▸ Short exercise: Every line that holds "component" should be shown.

▸ Web page code records:
START

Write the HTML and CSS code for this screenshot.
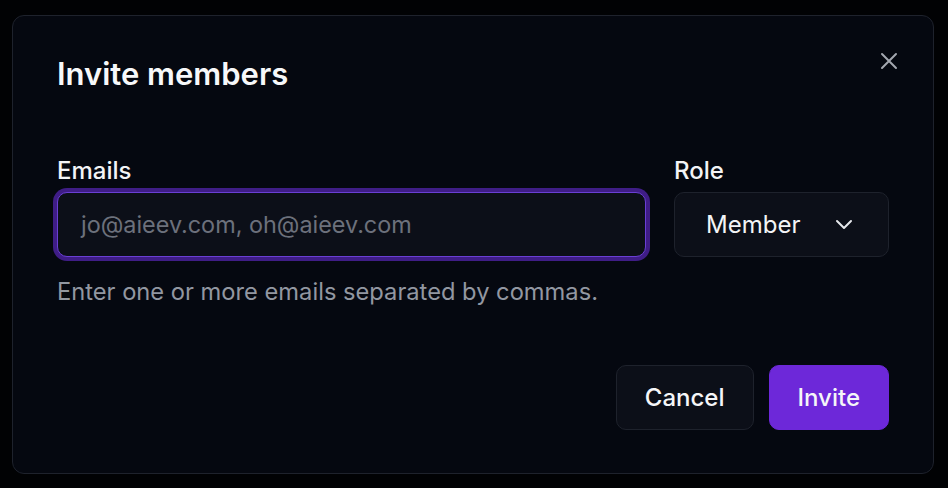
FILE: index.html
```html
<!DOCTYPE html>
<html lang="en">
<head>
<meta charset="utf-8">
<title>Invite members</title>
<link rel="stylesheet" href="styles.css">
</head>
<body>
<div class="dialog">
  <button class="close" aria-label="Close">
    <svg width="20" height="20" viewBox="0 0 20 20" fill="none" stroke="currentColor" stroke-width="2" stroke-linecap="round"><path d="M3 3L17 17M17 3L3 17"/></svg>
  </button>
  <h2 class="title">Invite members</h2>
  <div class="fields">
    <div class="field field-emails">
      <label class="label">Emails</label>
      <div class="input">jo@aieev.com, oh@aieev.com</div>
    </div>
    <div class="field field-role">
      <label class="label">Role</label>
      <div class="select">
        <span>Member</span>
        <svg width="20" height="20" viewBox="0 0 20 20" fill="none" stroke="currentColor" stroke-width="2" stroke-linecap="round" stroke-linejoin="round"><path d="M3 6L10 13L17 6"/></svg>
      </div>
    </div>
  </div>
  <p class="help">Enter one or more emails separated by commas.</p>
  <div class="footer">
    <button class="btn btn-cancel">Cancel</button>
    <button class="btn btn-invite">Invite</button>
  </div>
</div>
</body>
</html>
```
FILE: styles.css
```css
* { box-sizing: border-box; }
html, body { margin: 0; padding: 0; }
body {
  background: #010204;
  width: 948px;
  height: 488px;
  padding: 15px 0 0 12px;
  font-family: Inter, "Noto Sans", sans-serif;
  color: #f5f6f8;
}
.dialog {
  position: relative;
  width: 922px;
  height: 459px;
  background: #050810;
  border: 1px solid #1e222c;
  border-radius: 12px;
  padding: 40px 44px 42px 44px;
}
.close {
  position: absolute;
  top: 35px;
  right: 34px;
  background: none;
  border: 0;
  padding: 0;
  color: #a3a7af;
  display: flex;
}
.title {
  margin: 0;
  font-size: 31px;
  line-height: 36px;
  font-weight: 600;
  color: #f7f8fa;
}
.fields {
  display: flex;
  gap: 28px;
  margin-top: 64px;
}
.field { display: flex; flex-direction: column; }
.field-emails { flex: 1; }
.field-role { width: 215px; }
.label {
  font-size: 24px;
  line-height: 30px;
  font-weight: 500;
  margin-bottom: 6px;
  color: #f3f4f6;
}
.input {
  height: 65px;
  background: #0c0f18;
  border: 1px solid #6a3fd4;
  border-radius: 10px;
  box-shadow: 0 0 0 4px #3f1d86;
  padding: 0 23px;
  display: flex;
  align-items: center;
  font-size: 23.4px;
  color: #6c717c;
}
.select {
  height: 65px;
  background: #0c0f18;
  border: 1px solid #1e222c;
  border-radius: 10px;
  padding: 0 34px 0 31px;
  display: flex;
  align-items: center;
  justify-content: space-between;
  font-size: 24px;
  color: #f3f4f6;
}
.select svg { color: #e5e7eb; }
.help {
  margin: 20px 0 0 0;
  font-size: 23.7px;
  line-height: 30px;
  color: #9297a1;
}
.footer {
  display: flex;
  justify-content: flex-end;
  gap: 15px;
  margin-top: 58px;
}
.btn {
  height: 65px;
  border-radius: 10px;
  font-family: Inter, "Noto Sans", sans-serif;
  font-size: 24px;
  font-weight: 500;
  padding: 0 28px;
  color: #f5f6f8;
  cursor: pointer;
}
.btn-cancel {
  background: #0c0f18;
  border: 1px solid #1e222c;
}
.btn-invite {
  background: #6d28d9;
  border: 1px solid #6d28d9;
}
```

END
START

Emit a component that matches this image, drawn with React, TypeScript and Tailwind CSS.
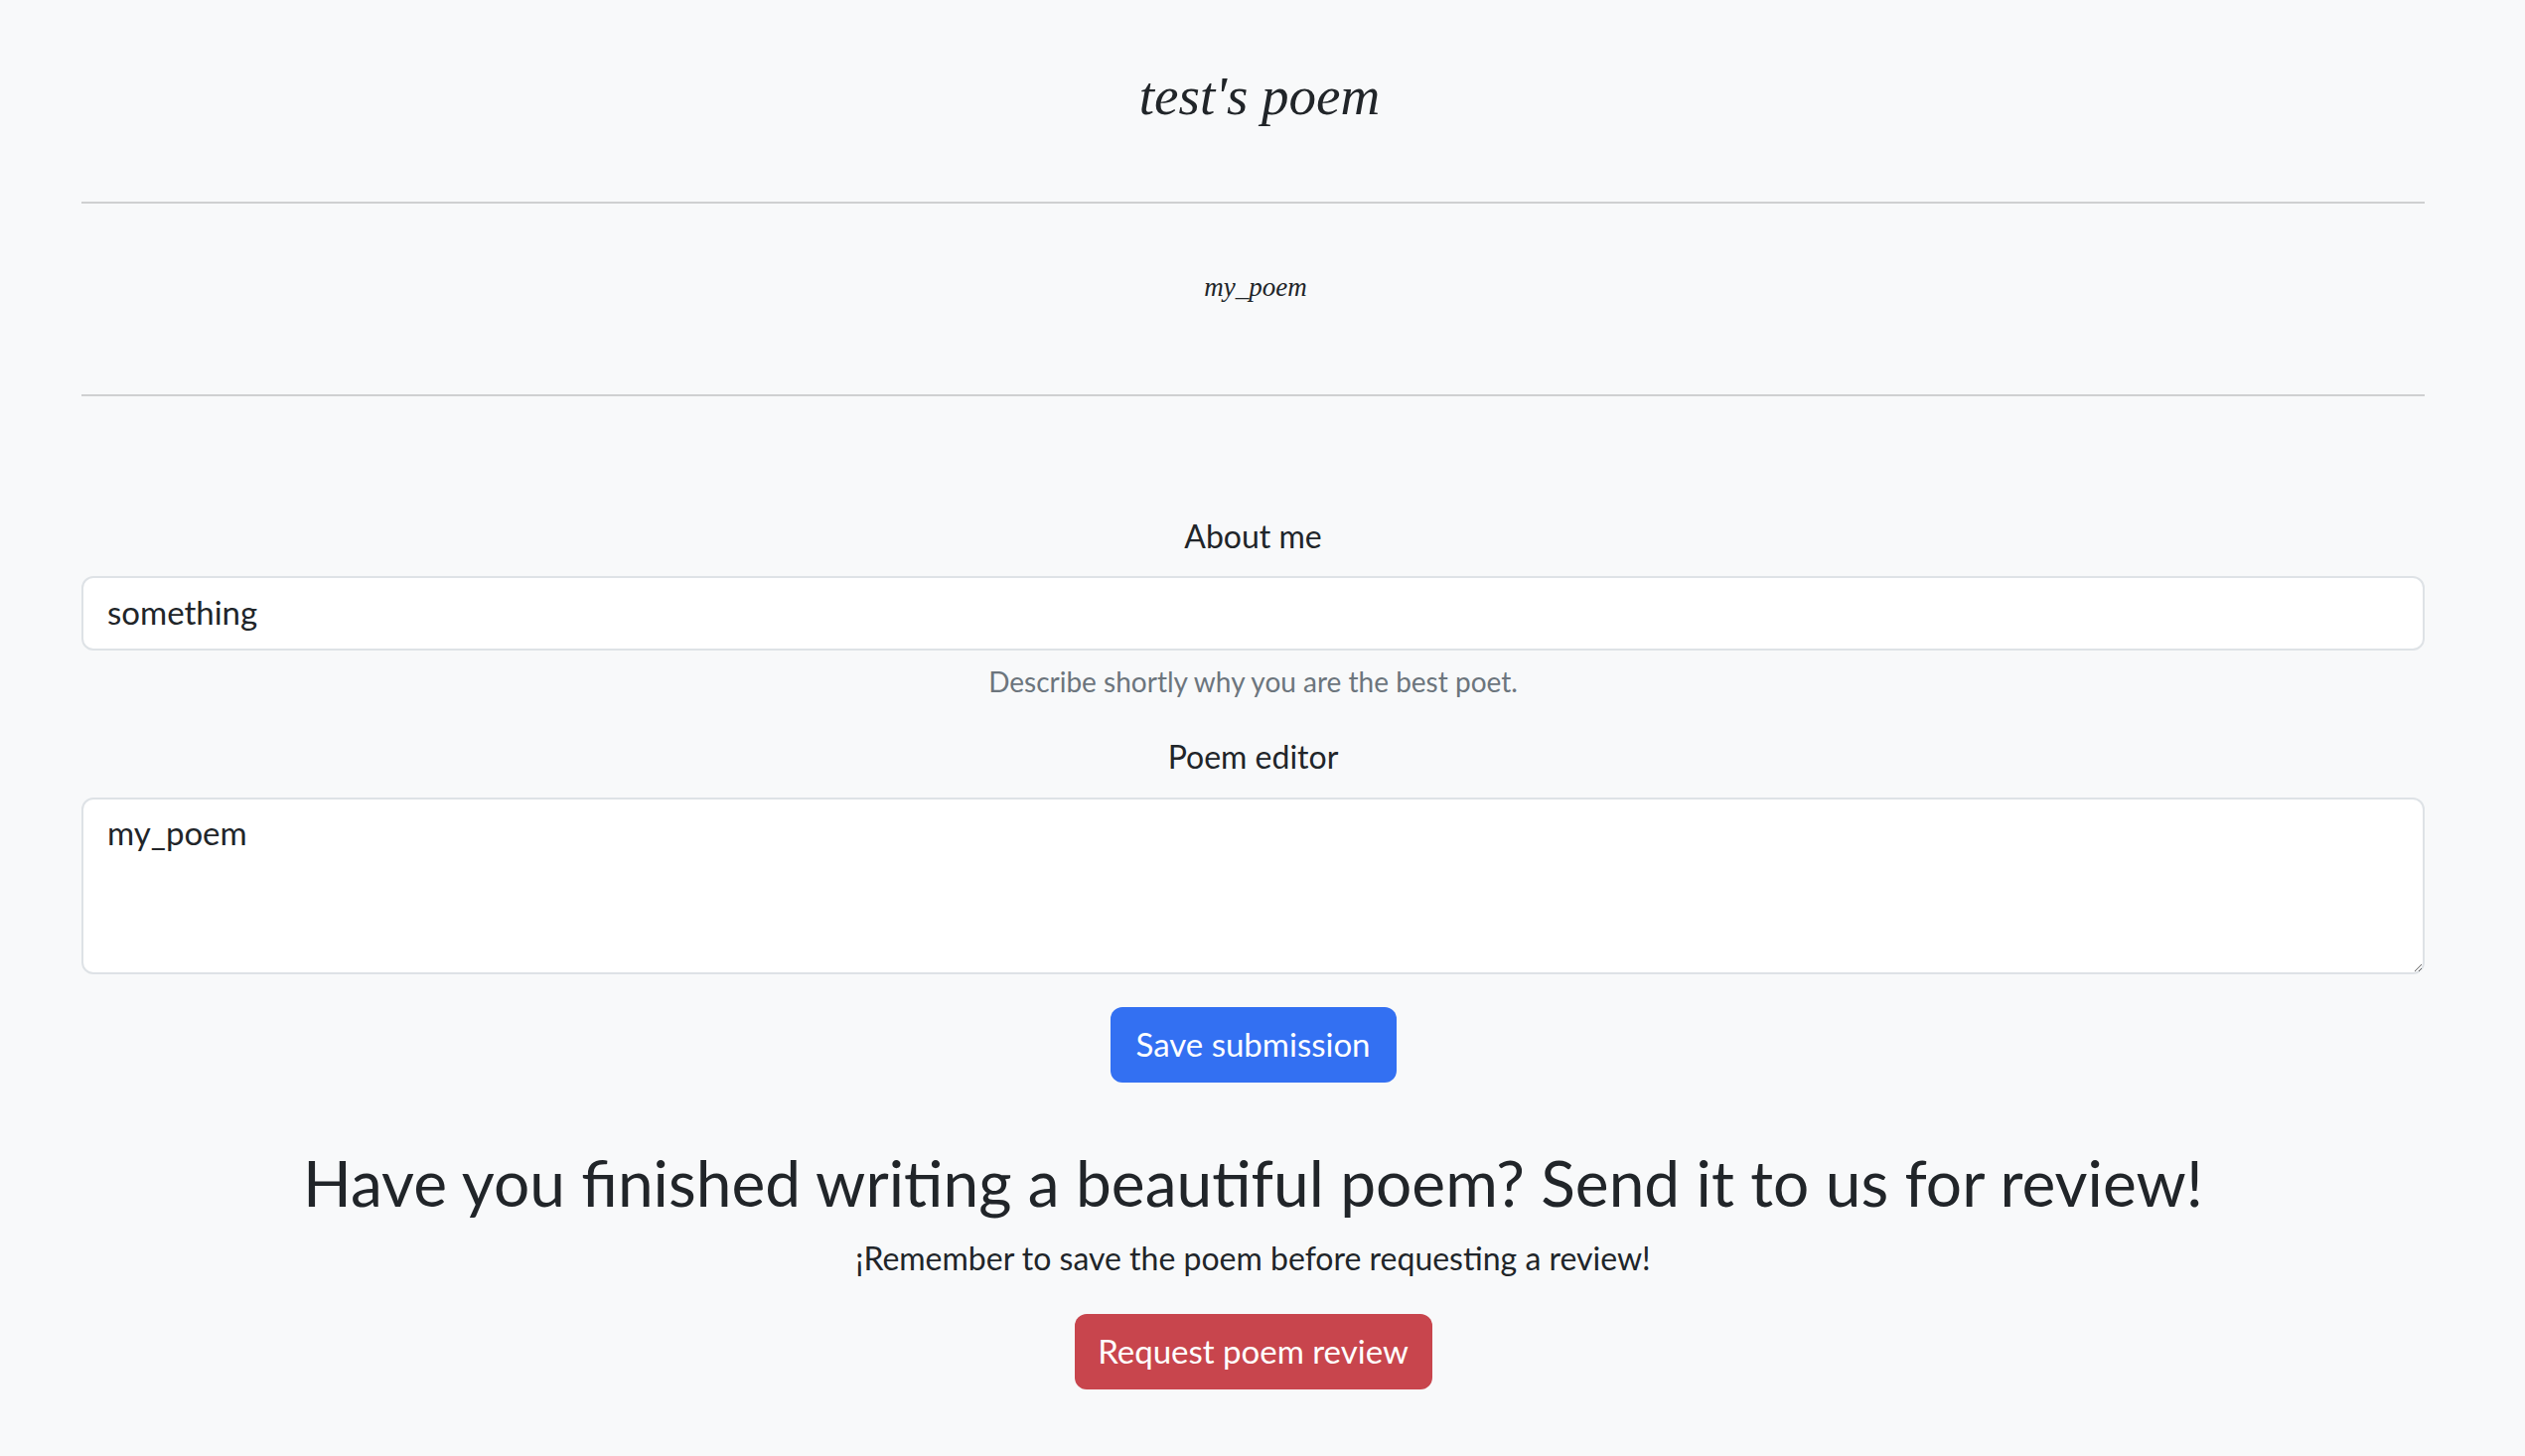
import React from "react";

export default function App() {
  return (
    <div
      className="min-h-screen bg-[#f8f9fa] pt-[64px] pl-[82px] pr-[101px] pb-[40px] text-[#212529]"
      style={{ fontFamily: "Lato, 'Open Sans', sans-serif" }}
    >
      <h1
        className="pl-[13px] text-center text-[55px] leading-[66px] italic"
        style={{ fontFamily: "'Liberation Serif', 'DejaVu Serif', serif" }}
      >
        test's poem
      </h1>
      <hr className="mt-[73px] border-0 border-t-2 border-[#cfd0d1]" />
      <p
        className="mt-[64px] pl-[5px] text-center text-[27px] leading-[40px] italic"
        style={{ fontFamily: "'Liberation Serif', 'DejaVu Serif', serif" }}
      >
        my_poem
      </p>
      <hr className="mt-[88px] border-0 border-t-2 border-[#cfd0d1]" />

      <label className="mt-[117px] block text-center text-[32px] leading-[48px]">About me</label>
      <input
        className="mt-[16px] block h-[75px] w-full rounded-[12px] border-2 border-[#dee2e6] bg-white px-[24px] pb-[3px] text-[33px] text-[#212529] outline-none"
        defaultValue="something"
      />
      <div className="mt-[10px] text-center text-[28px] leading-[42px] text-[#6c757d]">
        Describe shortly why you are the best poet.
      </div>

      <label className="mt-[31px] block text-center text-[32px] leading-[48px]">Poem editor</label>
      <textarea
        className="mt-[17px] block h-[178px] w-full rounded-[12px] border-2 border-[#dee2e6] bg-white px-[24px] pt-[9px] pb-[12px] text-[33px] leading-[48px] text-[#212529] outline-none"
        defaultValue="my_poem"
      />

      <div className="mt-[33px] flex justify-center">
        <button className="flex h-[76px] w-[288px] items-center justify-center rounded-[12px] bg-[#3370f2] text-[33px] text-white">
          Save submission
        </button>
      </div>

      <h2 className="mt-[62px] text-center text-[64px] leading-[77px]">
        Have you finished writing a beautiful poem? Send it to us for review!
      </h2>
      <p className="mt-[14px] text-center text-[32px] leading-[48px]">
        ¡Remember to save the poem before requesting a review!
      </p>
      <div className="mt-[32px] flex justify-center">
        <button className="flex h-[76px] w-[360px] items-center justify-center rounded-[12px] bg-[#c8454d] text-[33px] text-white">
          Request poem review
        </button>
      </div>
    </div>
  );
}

END
START

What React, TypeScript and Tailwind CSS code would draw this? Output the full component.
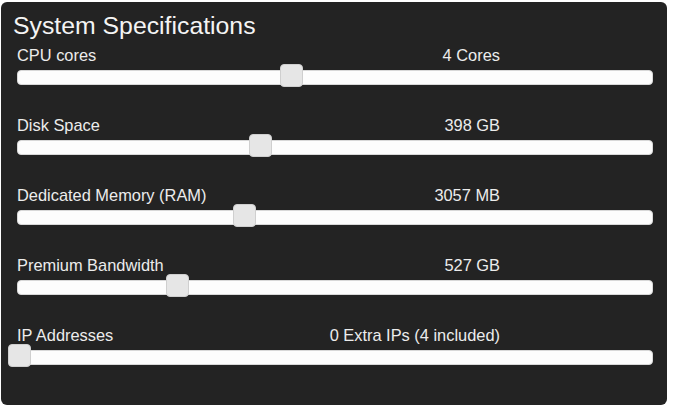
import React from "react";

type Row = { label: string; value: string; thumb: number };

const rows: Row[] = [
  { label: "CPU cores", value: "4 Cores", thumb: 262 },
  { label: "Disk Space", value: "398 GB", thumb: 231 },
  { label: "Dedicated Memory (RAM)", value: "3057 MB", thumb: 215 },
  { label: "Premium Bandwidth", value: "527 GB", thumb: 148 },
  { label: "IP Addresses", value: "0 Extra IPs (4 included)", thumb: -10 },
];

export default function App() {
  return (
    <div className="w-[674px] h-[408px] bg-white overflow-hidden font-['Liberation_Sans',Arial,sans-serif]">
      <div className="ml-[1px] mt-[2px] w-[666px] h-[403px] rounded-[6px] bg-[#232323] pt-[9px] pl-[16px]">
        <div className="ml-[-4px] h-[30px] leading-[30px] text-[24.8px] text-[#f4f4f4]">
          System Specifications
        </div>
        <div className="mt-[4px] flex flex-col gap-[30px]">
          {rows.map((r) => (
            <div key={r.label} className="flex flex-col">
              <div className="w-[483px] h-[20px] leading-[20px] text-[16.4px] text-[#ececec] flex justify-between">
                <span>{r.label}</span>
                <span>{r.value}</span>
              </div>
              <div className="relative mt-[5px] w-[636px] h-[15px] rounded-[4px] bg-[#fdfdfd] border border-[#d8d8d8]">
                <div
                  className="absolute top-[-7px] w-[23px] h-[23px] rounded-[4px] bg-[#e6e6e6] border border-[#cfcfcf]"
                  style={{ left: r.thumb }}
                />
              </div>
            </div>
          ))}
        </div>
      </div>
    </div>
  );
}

END

▸ Complete output:
Emit a component that matches this image, drawn with React, TypeScript and Tailwind CSS.
What React, TypeScript and Tailwind CSS code would draw this? Output the full component.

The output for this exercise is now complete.